In the records below, find each line containing the word "image" and copy it.

▶ **Task data**
-- START --

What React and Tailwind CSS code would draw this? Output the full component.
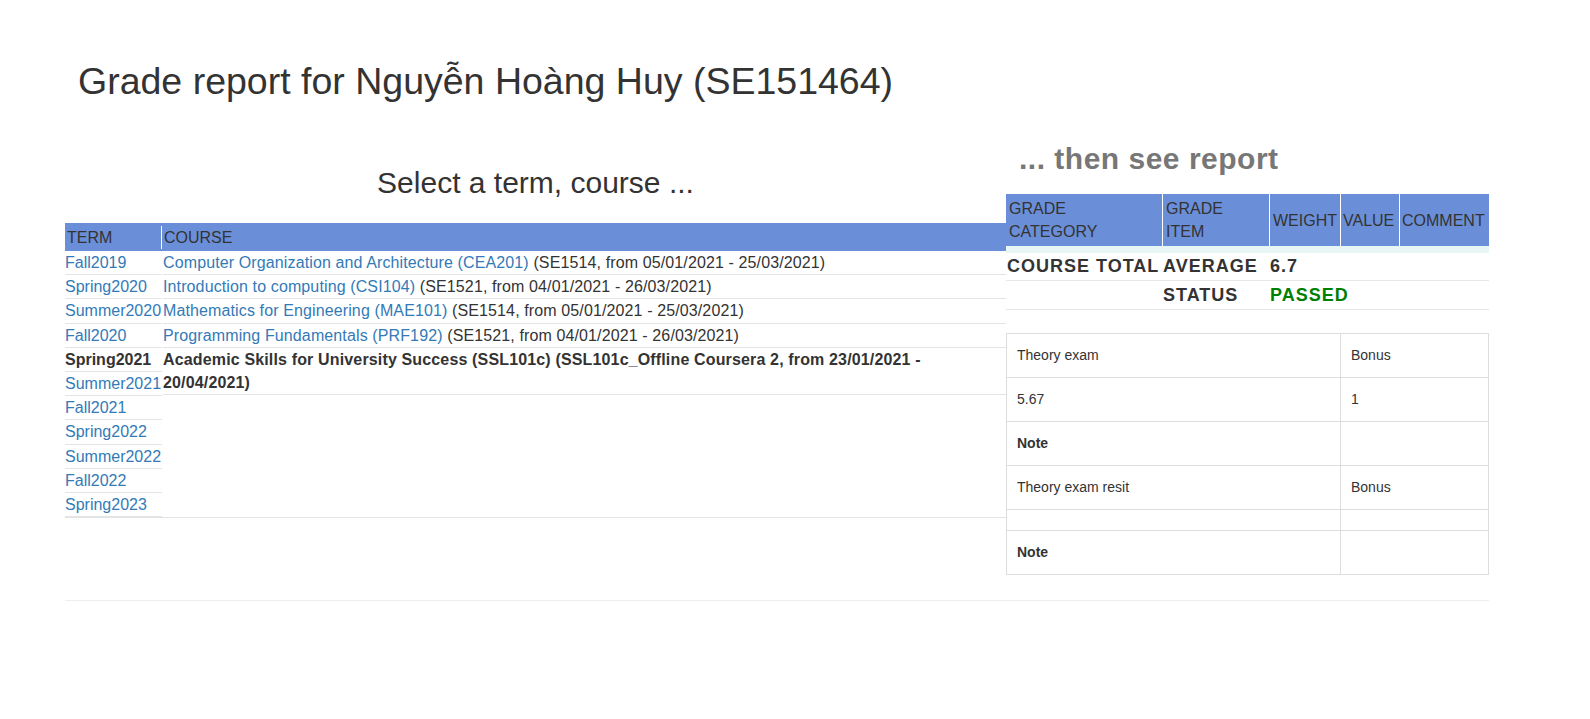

-- END --
-- START --

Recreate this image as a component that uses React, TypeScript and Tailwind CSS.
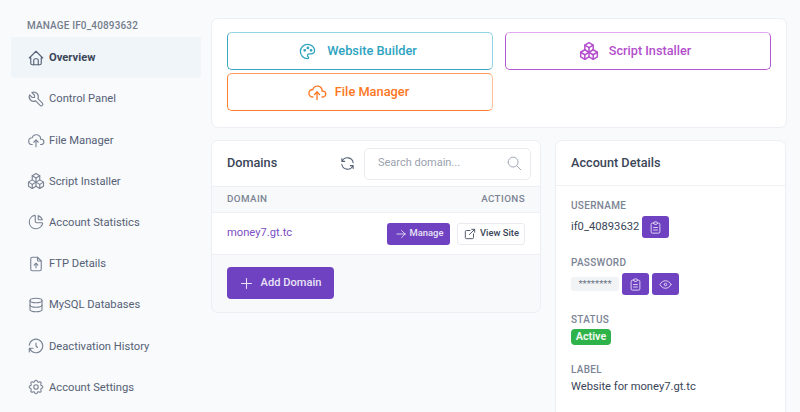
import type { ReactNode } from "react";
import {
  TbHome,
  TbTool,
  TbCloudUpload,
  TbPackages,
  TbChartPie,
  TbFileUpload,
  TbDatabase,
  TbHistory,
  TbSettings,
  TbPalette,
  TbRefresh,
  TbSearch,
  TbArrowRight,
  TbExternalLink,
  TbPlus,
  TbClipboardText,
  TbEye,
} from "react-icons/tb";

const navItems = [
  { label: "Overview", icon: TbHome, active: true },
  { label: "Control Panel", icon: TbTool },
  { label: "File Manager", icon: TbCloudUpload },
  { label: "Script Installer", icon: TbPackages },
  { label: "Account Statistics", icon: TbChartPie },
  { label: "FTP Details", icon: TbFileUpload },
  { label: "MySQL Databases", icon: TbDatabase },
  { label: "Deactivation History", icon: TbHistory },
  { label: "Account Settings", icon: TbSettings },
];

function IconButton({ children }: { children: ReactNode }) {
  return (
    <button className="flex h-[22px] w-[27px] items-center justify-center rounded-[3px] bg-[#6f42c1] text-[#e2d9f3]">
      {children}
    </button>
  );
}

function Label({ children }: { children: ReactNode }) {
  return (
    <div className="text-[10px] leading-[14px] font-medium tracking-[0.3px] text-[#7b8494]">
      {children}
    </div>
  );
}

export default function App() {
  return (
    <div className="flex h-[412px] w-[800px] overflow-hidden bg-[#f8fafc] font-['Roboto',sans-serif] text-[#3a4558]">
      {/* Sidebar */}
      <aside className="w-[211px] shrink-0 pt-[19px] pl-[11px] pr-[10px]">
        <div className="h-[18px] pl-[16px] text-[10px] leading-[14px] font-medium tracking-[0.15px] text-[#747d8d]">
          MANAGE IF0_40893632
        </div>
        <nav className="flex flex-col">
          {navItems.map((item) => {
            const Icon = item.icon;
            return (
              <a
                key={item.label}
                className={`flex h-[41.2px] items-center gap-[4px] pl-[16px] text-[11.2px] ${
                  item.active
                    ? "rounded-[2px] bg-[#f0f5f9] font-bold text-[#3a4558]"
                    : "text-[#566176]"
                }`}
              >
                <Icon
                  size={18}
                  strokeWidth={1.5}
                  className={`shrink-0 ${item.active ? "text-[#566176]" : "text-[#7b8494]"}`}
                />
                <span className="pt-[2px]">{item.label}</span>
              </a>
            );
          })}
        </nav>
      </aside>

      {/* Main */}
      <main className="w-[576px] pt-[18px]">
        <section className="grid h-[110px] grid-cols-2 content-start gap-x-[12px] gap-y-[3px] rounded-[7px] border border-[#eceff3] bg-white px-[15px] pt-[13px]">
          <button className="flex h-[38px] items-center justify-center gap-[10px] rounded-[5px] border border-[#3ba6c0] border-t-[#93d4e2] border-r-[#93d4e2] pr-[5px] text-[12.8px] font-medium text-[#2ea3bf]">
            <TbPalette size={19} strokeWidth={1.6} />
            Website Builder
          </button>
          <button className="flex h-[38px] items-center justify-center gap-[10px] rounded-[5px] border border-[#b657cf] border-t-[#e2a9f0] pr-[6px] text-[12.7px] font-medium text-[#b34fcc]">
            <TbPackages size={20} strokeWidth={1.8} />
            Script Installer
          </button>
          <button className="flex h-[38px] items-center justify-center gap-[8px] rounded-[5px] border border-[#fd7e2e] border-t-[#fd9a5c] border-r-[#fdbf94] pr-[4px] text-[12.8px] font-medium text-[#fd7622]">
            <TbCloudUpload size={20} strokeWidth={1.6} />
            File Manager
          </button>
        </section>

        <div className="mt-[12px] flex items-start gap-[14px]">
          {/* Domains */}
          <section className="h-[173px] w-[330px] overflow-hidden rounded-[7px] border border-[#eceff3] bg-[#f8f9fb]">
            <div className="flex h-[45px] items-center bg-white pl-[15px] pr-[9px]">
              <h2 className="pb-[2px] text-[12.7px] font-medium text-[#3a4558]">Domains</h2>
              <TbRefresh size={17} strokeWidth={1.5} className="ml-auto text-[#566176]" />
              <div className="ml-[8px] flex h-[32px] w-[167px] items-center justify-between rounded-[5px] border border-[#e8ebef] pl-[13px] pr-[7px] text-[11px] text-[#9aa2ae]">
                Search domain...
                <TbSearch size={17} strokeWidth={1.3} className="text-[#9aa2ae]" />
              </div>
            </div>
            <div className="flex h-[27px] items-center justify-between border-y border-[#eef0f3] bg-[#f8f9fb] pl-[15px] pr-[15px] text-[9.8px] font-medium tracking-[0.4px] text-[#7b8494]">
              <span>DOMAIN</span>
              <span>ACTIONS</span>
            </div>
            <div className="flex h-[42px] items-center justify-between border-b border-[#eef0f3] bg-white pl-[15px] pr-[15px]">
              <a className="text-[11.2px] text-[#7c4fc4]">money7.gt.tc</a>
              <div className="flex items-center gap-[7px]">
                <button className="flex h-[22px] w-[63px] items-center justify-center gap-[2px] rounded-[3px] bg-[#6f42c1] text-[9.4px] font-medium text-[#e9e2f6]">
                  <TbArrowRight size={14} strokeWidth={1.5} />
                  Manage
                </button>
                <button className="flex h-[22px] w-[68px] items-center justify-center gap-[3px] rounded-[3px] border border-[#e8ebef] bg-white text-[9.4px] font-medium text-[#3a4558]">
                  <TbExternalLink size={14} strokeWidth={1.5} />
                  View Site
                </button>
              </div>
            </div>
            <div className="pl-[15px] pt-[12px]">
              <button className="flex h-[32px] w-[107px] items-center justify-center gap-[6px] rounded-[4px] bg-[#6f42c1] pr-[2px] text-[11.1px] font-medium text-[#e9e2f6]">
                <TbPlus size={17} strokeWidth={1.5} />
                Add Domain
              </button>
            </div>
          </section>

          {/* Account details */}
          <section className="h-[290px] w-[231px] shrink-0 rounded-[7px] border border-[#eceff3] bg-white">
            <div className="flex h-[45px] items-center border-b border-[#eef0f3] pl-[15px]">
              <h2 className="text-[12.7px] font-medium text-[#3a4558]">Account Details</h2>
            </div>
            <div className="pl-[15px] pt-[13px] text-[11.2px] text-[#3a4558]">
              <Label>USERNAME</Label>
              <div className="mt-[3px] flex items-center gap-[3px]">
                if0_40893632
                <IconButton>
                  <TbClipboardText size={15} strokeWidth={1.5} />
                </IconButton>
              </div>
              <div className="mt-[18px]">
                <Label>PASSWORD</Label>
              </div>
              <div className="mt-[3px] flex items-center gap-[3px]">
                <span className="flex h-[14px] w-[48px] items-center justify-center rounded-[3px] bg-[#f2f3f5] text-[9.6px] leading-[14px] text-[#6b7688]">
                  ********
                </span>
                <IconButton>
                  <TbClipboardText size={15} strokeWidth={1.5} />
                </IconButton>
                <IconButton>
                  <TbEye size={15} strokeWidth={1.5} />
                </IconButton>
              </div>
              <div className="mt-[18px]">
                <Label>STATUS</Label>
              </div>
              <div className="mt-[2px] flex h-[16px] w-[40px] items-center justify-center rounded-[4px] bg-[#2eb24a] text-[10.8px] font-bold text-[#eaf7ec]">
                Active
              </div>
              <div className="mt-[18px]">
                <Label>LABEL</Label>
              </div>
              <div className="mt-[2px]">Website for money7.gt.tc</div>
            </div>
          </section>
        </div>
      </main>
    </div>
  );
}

-- END --
-- START --

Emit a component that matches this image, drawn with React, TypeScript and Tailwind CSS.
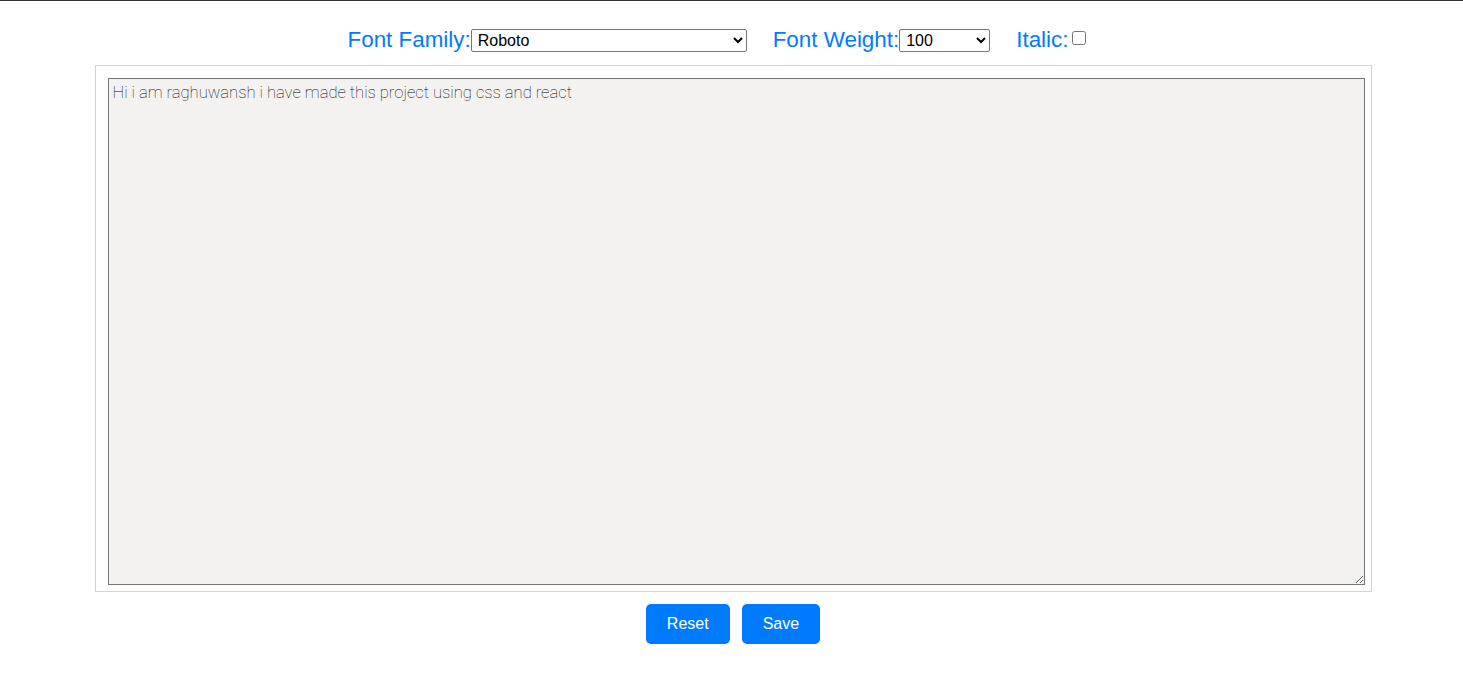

-- END --

▶ **Output of the task**
Recreate this image as a component that uses React, TypeScript and Tailwind CSS.
Emit a component that matches this image, drawn with React, TypeScript and Tailwind CSS.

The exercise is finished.